THE IMPLOSION OF MAYOR FOR LIFE BLOOMBERG: DANIEL GREENFIELD

http://frontpagemag.com/2012/dgreenfield/the-implosion-of-mayor-bloomberg/print/

The most important thing that non-New Yorkers need to understand about the protracted reign of Mike the First is that he was not elected and reelected because the people liked him, but because the Democratic alternatives were worse. Bloomberg was not only a dead zone when it came to charisma or empathy, he was unlikable and affectless from the start. His only calling card was competence and Sandy may have taken it away from him for good.

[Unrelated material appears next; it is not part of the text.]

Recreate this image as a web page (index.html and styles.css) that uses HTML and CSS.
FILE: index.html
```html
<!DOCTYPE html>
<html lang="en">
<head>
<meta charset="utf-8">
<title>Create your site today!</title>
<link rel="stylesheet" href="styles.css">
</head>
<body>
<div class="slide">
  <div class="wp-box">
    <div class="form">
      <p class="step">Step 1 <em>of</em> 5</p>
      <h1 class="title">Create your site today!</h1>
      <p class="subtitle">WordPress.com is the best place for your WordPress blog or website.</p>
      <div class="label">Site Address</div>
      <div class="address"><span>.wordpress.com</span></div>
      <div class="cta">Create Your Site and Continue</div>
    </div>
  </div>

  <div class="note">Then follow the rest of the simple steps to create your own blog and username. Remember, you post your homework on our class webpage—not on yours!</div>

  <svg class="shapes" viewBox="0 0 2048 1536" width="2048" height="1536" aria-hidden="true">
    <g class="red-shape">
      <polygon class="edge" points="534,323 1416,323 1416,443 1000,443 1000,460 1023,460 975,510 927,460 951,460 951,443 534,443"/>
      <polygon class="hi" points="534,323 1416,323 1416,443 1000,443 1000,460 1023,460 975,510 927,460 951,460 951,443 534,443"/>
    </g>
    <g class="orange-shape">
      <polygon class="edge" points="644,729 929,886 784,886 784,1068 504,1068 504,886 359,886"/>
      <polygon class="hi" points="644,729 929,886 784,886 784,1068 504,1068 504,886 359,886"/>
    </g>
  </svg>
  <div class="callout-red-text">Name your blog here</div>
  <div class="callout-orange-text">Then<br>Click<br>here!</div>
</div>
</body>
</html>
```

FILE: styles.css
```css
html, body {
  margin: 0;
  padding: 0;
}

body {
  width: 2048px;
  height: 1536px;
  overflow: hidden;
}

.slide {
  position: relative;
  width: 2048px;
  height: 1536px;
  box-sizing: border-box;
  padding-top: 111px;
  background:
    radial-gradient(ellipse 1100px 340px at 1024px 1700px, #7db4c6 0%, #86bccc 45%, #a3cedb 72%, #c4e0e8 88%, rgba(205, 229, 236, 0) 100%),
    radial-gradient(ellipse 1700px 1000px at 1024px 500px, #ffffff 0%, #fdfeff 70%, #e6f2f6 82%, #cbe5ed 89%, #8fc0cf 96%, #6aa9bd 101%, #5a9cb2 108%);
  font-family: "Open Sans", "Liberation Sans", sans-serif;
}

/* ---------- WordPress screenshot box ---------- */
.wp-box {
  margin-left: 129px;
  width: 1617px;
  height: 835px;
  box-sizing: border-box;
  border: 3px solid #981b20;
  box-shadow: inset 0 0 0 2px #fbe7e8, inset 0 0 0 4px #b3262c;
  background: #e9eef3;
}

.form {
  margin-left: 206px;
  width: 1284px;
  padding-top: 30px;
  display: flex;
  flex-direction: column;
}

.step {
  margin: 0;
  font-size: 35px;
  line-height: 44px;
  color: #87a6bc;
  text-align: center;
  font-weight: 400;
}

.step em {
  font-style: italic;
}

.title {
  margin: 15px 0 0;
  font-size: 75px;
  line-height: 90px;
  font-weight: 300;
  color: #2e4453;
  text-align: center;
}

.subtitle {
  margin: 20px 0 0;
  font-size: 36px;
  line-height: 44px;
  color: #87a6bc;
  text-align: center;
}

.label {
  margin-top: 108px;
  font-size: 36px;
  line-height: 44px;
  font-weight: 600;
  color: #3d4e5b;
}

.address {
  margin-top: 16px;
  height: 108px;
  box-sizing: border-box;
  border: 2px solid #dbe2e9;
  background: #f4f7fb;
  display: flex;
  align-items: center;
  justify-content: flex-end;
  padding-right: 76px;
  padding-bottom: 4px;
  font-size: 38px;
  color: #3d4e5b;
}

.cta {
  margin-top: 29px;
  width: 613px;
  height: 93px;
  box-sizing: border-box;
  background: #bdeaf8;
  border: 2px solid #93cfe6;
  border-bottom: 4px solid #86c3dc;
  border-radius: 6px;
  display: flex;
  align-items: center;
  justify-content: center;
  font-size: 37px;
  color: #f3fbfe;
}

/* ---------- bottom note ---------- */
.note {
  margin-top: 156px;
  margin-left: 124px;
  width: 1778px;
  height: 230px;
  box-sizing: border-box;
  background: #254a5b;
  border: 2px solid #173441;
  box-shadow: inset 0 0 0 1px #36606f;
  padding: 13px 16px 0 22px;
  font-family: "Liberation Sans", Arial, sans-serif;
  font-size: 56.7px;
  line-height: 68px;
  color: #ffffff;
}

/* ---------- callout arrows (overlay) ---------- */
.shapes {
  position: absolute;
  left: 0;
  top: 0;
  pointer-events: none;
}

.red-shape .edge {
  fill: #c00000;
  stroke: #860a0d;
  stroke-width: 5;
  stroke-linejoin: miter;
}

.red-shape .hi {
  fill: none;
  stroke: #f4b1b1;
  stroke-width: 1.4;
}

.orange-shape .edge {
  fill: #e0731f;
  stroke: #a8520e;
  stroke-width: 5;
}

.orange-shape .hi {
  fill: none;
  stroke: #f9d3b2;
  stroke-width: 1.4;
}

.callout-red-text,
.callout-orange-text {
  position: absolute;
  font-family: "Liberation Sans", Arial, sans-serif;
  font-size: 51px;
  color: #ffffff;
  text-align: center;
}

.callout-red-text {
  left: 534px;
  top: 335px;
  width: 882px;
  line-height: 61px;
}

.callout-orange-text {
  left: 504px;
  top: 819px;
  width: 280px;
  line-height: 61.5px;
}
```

Walter Russell Mead has some thoughts on what Bloomberg was up to. “Michael Bloomberg must have hoped that Sandy would be his own 9/11. A population in shock turned to the mayor in their hour of need. He dominated the airwaves; he issued decrees. He seized the occasion to speak out on the big issues: climate change, endorsing a president. He worked to project an air of authority and calm: the Marathon would go on.

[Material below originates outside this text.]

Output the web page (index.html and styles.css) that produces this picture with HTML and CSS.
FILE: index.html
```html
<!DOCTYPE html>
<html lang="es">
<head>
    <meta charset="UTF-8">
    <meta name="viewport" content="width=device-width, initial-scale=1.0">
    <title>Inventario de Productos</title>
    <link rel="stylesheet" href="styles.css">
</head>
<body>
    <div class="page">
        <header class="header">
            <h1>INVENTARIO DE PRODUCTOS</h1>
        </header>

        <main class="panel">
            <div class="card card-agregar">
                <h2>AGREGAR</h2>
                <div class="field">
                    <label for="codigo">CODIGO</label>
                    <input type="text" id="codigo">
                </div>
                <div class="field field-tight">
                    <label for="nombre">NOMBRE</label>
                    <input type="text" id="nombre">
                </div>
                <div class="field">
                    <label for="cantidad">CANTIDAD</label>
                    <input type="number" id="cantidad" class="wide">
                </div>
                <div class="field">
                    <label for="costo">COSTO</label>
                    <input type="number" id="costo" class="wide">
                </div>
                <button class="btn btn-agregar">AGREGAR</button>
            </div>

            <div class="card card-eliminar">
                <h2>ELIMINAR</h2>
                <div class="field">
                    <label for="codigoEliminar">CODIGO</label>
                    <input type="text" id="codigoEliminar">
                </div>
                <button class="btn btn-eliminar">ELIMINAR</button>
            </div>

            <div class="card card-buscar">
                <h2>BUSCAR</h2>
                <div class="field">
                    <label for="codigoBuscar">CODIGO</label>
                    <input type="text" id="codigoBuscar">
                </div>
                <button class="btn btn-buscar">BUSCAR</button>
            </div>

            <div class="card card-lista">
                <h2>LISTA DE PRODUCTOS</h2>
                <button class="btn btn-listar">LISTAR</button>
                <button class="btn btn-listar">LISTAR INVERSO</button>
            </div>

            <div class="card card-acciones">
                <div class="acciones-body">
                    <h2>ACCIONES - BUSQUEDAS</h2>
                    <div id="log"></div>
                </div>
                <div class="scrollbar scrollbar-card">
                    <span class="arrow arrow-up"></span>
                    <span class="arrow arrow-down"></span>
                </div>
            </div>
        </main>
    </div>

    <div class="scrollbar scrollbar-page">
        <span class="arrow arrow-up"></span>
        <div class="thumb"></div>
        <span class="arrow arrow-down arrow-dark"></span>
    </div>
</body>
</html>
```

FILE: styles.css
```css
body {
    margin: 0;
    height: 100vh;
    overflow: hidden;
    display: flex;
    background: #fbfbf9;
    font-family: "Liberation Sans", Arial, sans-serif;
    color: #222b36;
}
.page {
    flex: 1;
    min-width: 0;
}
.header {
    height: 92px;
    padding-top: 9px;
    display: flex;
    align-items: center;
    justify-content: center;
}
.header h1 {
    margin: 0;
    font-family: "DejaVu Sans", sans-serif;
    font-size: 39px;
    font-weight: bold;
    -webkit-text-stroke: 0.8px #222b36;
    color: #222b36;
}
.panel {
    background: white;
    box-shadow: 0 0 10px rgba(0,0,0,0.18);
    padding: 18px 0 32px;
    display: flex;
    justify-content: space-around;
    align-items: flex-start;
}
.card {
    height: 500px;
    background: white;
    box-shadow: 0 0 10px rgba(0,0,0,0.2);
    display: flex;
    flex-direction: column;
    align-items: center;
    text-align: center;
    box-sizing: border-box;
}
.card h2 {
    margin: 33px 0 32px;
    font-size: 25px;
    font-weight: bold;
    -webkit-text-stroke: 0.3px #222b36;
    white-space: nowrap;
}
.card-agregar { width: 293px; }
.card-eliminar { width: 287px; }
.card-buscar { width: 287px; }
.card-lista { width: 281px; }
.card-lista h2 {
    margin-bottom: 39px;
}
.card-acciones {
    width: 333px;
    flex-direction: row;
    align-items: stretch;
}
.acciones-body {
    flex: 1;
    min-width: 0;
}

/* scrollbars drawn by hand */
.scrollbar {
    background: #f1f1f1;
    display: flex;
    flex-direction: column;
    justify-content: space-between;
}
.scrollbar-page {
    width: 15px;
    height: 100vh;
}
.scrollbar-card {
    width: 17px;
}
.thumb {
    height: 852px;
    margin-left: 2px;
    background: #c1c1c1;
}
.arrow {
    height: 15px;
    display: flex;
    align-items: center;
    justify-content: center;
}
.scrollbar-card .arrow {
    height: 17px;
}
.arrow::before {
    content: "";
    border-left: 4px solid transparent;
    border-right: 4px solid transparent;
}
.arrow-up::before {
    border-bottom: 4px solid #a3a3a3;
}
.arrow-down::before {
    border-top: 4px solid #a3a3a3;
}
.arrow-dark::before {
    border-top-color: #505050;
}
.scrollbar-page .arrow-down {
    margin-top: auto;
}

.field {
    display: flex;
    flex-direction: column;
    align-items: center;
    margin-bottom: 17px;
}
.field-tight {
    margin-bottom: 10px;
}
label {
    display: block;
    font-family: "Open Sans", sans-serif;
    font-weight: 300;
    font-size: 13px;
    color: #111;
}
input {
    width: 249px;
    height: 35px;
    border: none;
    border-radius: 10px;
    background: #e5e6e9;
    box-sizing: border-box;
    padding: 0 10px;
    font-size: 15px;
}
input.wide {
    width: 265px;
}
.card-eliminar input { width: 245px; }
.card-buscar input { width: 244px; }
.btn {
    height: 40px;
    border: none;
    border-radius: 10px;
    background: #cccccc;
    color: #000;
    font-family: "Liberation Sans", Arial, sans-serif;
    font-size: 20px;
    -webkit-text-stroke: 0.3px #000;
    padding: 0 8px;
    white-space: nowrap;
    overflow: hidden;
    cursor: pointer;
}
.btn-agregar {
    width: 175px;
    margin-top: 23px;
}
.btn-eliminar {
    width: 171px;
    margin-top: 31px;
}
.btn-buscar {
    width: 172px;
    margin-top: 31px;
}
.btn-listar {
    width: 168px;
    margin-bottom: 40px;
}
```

It must have looked for a while as if he had done a Rudy and resuscitated a tired mayoralty, relaunching a national career. Perhaps a cabinet appointment in a second Obama administration, perhaps another shot at an independent presidential campaign.”

It’s certainly possible that the perpetually out of touch Bloomberg was thinking that a few tiresome press conferences, empty of content, would show the people his true greatness. That’s something he can tell the people of Sheepshead Bay. And with Christie on the scene hogging the spotlight, in every sense of the word, there was never a chance of Bloomberg or Cuomo getting to turn themselves into the heroes of the hour.

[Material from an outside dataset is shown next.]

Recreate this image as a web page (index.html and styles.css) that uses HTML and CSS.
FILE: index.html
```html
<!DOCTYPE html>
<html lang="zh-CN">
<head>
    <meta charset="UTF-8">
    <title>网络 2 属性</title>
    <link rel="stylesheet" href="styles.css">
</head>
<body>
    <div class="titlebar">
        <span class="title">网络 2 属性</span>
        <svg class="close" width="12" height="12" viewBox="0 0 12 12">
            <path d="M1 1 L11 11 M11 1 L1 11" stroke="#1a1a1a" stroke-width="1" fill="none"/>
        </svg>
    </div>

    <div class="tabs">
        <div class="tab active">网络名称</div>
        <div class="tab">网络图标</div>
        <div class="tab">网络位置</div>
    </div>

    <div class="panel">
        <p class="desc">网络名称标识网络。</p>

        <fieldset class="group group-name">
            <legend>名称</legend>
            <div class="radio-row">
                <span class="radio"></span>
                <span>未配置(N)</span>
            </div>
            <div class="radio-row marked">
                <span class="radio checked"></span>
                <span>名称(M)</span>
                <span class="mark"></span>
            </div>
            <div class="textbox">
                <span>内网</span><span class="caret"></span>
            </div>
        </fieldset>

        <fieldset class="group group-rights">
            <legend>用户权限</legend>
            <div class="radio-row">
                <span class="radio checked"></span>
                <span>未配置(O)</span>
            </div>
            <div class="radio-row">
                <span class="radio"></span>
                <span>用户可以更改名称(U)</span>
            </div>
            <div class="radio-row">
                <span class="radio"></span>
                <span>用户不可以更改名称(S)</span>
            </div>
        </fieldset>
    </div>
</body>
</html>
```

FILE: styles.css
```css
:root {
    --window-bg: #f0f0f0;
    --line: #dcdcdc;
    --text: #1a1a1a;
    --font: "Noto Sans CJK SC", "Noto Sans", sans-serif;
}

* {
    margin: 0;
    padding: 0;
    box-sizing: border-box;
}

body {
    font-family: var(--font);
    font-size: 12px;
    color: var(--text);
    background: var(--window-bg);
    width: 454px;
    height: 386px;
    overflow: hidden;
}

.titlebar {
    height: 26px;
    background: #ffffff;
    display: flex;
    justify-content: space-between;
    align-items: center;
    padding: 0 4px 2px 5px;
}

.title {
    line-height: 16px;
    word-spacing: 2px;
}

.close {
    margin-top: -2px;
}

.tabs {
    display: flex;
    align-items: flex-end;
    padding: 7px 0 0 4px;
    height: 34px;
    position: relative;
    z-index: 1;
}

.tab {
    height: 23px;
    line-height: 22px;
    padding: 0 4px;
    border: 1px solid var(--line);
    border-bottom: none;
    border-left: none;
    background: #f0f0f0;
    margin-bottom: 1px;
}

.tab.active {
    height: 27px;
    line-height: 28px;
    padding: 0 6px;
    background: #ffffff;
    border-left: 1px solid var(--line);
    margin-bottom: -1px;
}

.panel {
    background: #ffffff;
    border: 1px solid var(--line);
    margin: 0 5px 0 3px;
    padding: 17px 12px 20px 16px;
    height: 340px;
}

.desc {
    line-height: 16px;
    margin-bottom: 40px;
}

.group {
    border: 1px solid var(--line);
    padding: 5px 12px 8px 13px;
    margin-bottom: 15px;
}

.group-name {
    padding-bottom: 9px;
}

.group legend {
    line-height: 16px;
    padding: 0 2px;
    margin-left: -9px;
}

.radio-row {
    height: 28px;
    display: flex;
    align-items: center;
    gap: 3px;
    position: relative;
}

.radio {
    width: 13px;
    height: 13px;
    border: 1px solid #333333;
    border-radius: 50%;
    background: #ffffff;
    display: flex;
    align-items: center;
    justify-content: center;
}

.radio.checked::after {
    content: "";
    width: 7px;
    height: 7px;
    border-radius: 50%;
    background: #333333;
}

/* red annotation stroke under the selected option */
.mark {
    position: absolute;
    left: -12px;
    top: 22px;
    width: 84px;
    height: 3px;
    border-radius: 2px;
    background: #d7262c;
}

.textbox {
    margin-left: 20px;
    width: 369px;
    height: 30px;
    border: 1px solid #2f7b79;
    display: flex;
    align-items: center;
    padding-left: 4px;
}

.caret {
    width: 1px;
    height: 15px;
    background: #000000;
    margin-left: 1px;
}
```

The core difference between Giuliani and Bloomberg, is that the former tried to get a handle on an unprecedented crisis, and did better at it than the governor or the president. While Bloomberg messed up a crisis that the city should have been prepared for, but wasn’t. Like Giuliani, Bloomberg had rubbed New Yorkers the wrong way with petty regulations, but that would have been forgiven if he had shown any ability to handle a big crisis.

Bloomberg blew the snowstorm and that was bad enough. But he blew Sandy and that is much worse. There are too many dead, too many people who feel left alone and isolated, by a mayor who couldn’t get past his uptown mentality to look in on Staten Island, Brooklyn or Queens, who denied access to the National Guard because of his finickiness about guns and kept the marathon going because in his circles that was a thing to do.

Rather than tackling emergencies, Bloomberg has cackled about climate change and obesity, he has tackled trendy Obamanoid causes with rhetoric and micro-regulations, instead of fulfilling core governance obligations by preparing for real emergencies.

The final illusion that Bloomberg is anything but a liberal drone comes from his Nation interview, where he says that, he endorsed Obama “not because I’m thrilled with him, but to me, choice, gay rights, the environment are the real issues, more important than economics.”

That is exactly the mindset of a man who will ban large sodas while letting the flood waters rise.